=== Recorded data ===

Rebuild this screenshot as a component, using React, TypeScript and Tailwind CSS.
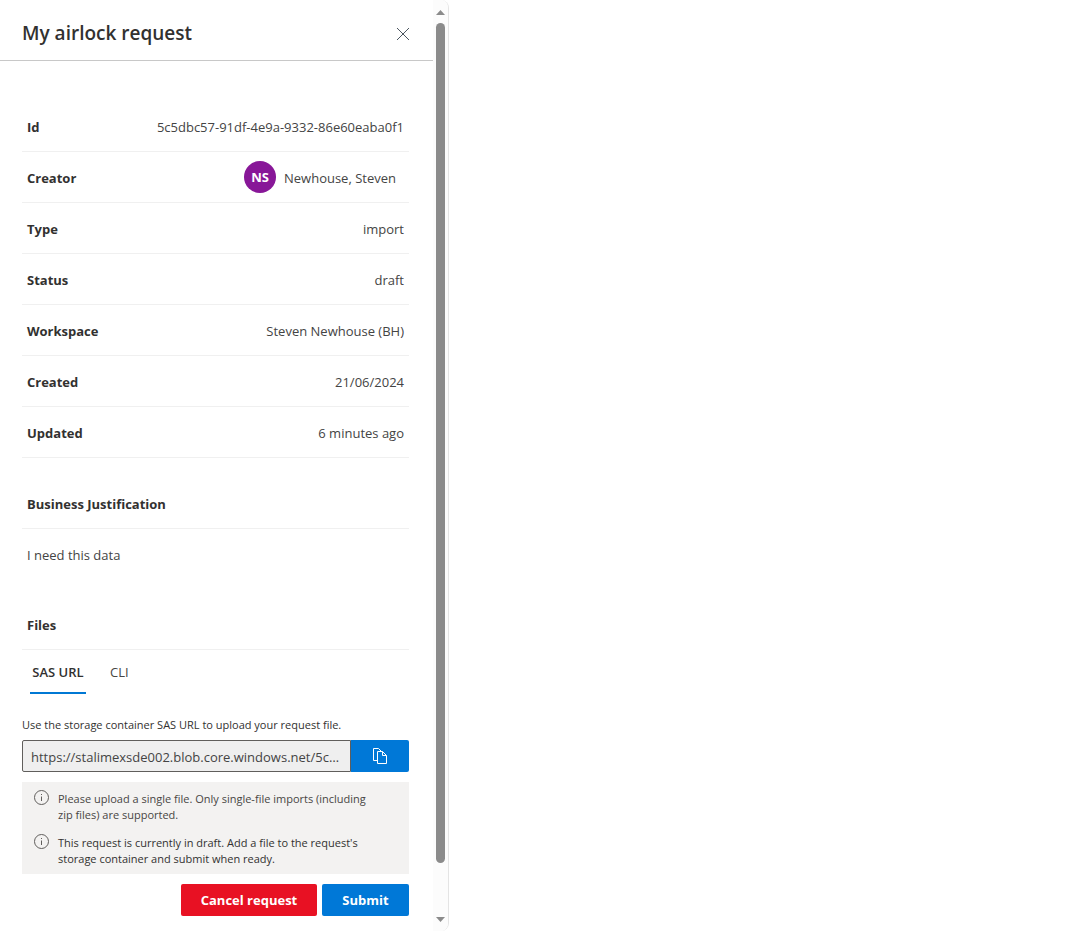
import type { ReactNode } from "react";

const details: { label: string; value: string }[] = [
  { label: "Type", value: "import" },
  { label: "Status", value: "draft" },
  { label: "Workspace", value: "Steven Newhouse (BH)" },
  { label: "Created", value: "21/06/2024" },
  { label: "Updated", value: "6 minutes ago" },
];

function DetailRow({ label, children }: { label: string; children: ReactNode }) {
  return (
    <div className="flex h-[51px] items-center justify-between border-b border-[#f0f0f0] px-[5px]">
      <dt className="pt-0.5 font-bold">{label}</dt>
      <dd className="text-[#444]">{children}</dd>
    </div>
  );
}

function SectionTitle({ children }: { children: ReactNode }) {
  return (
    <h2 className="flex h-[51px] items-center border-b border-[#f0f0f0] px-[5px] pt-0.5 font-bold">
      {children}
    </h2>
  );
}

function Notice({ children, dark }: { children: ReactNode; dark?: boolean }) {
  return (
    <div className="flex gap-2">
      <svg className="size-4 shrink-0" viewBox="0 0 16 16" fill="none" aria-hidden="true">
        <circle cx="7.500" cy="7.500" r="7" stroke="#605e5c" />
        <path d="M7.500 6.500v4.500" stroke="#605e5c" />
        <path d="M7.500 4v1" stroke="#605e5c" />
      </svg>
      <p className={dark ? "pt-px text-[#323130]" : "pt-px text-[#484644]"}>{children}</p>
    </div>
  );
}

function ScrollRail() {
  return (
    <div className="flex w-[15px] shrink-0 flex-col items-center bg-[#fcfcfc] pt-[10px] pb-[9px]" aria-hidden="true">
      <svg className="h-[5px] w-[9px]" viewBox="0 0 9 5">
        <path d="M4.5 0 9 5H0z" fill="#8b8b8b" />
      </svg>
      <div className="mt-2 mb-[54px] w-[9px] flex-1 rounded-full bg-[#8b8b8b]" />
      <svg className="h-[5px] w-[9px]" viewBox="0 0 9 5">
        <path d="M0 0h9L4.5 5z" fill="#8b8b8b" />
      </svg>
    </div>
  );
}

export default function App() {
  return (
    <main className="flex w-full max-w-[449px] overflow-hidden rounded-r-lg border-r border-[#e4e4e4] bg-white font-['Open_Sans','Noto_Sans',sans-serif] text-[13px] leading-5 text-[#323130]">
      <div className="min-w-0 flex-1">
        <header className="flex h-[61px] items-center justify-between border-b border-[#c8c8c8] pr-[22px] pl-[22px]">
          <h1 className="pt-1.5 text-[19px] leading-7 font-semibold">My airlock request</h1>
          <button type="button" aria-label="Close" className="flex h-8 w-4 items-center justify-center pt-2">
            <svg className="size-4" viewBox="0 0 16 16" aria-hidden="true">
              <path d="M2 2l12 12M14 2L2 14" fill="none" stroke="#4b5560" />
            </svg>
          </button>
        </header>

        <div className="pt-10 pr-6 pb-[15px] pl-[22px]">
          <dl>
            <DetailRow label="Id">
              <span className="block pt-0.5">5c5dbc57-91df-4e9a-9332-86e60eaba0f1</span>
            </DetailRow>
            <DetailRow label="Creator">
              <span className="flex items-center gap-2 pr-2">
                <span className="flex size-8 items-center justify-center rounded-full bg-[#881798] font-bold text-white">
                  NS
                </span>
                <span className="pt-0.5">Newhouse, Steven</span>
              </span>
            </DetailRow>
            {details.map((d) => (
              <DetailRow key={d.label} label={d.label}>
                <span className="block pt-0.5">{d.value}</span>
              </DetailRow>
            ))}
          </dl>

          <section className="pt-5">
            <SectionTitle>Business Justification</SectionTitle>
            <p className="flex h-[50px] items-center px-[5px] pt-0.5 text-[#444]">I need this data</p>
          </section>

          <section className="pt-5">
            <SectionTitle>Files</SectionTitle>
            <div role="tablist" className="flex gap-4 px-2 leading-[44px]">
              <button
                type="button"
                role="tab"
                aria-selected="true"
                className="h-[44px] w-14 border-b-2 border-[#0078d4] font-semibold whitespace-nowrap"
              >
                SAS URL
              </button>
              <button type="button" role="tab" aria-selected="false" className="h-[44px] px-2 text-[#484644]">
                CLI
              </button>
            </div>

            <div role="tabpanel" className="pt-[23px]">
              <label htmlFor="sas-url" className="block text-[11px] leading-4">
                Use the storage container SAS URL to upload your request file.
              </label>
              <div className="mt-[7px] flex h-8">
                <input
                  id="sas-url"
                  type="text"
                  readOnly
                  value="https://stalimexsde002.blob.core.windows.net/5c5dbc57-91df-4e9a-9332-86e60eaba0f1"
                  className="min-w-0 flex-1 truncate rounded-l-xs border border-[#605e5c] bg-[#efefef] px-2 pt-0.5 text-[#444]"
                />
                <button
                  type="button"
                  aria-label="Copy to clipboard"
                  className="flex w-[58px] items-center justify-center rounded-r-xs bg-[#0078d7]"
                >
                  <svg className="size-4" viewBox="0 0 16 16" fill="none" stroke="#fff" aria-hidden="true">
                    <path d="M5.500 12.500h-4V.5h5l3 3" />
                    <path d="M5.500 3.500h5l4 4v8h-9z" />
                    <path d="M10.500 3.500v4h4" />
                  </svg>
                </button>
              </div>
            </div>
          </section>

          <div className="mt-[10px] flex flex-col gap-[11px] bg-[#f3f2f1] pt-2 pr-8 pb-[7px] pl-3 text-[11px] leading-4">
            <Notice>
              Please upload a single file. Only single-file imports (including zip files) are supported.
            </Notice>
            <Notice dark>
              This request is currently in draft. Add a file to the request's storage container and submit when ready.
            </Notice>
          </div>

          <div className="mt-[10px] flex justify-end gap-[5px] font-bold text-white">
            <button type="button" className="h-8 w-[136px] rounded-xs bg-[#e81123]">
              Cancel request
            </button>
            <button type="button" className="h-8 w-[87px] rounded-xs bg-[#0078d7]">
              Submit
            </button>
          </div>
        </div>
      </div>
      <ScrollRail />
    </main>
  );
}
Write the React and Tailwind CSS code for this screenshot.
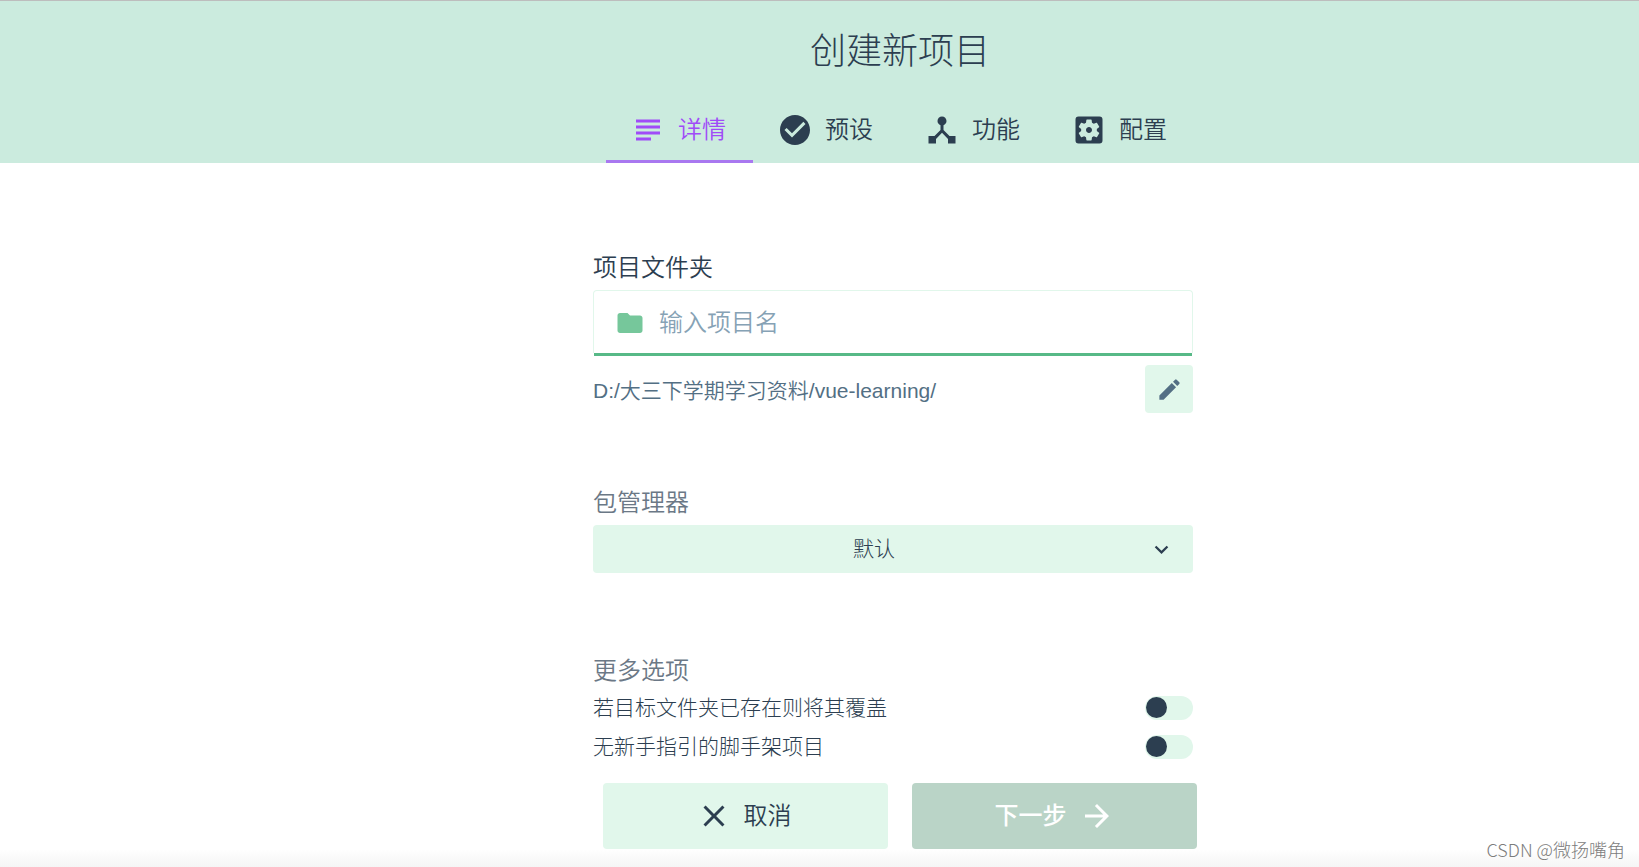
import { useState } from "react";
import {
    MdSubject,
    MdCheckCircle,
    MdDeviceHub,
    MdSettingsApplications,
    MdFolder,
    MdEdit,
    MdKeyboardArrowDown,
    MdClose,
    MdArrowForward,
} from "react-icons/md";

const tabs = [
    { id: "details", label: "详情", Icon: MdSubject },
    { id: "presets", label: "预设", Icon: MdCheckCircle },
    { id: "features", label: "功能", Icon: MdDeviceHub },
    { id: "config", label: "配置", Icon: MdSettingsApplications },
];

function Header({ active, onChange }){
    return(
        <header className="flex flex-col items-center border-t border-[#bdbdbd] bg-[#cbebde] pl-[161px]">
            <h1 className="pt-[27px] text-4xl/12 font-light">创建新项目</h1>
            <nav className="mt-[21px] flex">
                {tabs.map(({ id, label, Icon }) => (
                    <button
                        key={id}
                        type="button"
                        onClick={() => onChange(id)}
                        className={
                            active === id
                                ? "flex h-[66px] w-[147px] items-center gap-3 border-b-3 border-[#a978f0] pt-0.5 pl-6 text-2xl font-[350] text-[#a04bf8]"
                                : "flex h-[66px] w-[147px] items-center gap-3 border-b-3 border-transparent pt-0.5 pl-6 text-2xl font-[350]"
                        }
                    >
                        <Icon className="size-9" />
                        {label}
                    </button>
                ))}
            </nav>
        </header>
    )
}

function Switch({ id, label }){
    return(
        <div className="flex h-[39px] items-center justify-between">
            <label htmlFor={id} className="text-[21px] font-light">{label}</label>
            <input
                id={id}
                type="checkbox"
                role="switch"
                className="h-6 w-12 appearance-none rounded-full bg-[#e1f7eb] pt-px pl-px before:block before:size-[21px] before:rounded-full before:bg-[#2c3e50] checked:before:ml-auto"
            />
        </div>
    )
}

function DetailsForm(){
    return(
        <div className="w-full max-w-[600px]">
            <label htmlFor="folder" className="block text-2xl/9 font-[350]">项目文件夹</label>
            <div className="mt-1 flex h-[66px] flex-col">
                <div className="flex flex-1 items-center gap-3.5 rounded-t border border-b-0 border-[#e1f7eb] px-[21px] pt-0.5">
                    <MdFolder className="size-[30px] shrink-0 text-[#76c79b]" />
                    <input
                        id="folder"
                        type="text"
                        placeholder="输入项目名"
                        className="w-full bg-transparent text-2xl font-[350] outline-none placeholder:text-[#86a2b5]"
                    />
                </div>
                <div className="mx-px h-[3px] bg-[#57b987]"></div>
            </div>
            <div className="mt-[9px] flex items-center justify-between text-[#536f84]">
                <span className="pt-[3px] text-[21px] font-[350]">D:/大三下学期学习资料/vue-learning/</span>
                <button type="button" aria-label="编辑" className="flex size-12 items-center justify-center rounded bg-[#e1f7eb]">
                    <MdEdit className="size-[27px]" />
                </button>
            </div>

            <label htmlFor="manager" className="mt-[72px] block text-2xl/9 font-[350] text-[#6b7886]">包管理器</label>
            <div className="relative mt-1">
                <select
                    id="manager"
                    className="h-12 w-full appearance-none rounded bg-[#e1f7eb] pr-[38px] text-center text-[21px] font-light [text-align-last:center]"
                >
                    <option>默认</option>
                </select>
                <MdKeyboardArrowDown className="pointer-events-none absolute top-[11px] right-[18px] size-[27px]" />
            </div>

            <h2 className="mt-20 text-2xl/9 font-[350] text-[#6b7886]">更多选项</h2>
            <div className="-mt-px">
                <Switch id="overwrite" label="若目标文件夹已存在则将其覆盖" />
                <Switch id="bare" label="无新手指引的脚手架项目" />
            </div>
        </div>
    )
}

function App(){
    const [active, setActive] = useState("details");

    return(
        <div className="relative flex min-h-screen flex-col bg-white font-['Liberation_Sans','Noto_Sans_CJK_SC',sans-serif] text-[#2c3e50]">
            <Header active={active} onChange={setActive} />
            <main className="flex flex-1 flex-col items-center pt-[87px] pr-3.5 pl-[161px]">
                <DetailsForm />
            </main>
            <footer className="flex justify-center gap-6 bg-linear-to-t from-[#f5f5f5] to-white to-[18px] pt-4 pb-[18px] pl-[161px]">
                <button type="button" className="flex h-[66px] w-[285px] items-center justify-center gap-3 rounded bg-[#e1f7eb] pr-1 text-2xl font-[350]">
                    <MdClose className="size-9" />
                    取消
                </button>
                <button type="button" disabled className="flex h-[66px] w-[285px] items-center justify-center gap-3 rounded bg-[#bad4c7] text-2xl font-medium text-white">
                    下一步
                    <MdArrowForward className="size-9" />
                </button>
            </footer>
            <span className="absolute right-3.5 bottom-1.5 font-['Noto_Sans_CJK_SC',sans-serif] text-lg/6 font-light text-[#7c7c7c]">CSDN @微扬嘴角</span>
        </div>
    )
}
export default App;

===

▶ **The exercise**
Look above for every line with the word "screenshot" and copy it.

▶ **Exercise answer**
Rebuild this screenshot as a component, using React, TypeScript and Tailwind CSS.
Write the React and Tailwind CSS code for this screenshot.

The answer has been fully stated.